Short task
Tally each line where the word "React" occurs, then give only the total.

Records
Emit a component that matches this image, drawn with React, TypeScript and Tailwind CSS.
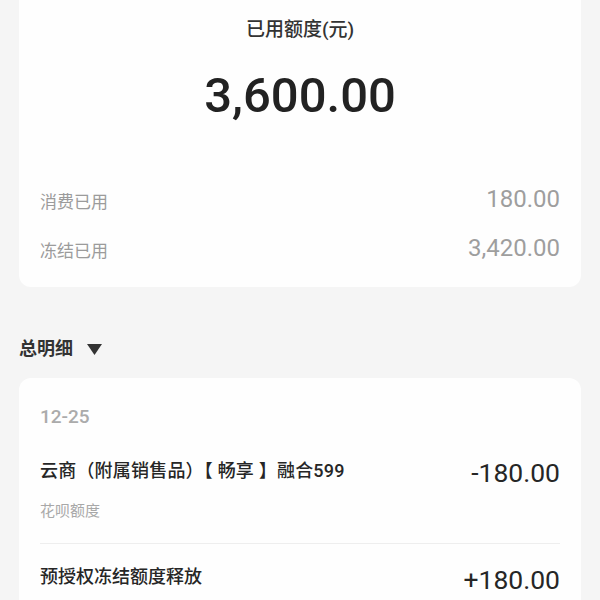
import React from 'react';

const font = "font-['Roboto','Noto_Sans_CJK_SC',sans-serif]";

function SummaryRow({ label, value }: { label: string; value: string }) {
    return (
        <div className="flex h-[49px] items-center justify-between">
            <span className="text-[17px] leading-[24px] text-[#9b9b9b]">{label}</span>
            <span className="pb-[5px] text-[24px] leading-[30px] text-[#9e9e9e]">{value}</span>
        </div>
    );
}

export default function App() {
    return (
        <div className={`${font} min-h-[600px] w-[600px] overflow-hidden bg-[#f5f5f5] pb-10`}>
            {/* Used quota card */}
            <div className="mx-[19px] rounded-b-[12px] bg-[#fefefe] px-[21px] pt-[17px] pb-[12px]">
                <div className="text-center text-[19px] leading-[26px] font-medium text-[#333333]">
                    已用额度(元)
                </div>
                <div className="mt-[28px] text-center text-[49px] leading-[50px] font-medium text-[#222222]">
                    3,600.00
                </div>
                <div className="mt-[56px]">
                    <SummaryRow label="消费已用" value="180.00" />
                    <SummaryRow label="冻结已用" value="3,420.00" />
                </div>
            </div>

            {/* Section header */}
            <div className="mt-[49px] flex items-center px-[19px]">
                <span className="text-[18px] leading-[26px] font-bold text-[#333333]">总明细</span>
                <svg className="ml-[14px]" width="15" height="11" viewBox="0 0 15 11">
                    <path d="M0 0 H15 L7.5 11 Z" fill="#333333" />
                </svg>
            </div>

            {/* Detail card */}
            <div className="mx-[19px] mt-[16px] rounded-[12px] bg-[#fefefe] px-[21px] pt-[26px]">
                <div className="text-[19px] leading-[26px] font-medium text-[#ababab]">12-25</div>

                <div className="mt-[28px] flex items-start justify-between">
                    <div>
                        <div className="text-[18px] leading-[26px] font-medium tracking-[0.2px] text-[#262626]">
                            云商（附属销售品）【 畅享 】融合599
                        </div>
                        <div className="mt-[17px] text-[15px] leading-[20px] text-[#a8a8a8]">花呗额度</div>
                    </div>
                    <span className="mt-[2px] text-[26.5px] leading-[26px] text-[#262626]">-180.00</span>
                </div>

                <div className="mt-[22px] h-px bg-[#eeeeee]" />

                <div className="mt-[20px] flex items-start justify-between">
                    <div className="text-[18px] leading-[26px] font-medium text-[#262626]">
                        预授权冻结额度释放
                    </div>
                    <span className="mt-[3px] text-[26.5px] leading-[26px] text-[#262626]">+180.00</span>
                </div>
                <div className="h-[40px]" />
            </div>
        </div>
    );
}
...
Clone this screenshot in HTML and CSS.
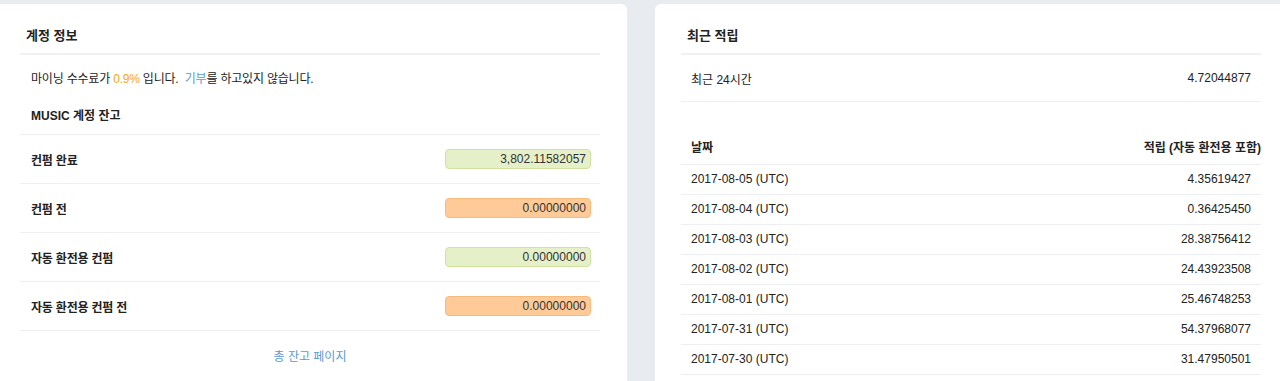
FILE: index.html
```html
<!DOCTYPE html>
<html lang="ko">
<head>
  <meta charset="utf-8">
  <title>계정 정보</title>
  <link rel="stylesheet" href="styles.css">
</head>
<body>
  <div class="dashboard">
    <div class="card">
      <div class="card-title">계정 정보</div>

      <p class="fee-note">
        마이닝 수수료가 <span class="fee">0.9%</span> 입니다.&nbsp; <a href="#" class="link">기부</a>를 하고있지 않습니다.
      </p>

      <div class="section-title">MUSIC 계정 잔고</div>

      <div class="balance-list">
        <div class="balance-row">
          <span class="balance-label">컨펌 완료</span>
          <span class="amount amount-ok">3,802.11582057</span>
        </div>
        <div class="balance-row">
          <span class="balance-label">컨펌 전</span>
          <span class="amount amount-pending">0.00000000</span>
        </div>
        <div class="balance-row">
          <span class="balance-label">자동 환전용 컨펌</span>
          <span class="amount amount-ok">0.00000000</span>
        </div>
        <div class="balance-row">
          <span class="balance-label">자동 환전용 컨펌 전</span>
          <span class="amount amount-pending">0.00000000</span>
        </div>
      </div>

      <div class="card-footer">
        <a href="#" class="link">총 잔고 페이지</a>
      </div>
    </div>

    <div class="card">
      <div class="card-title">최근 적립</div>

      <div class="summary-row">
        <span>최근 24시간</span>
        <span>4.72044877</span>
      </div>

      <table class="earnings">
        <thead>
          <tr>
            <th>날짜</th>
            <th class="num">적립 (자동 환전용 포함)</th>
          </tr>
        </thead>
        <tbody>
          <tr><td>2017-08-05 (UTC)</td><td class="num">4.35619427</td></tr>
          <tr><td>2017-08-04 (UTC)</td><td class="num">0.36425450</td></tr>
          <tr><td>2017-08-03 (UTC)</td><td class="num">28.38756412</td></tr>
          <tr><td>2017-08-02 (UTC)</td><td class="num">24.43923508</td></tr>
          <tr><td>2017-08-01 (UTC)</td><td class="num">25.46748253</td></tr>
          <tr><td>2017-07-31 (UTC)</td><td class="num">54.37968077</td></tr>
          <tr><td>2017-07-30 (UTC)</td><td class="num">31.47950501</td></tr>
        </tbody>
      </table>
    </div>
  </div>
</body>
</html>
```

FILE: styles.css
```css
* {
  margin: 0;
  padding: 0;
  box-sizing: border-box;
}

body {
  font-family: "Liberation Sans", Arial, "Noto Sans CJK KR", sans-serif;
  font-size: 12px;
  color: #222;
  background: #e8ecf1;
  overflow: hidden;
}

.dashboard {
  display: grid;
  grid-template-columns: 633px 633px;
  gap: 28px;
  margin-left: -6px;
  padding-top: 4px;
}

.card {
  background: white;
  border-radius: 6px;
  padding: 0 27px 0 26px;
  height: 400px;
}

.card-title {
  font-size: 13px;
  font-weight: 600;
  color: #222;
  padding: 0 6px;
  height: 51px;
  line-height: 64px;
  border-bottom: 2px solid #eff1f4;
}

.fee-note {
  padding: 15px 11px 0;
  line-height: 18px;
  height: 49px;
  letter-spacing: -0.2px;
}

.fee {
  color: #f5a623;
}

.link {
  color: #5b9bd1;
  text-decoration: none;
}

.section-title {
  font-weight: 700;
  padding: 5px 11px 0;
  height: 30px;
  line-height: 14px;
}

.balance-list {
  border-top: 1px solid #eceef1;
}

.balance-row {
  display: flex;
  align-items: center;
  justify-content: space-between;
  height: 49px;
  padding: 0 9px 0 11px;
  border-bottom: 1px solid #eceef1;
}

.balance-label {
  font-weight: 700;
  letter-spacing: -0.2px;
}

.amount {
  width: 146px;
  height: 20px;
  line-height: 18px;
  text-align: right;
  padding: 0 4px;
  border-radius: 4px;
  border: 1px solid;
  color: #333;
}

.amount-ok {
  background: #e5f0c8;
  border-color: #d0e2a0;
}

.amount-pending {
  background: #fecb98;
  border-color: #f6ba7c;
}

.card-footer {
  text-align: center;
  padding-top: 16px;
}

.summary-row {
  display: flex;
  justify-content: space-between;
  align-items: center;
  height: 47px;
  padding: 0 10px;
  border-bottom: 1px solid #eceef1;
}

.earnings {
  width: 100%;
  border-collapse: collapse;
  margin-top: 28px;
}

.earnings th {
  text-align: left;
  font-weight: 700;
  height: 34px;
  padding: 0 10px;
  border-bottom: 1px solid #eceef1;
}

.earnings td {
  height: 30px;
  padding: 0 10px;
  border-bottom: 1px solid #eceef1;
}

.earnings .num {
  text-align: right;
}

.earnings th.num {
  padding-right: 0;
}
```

Complete response
2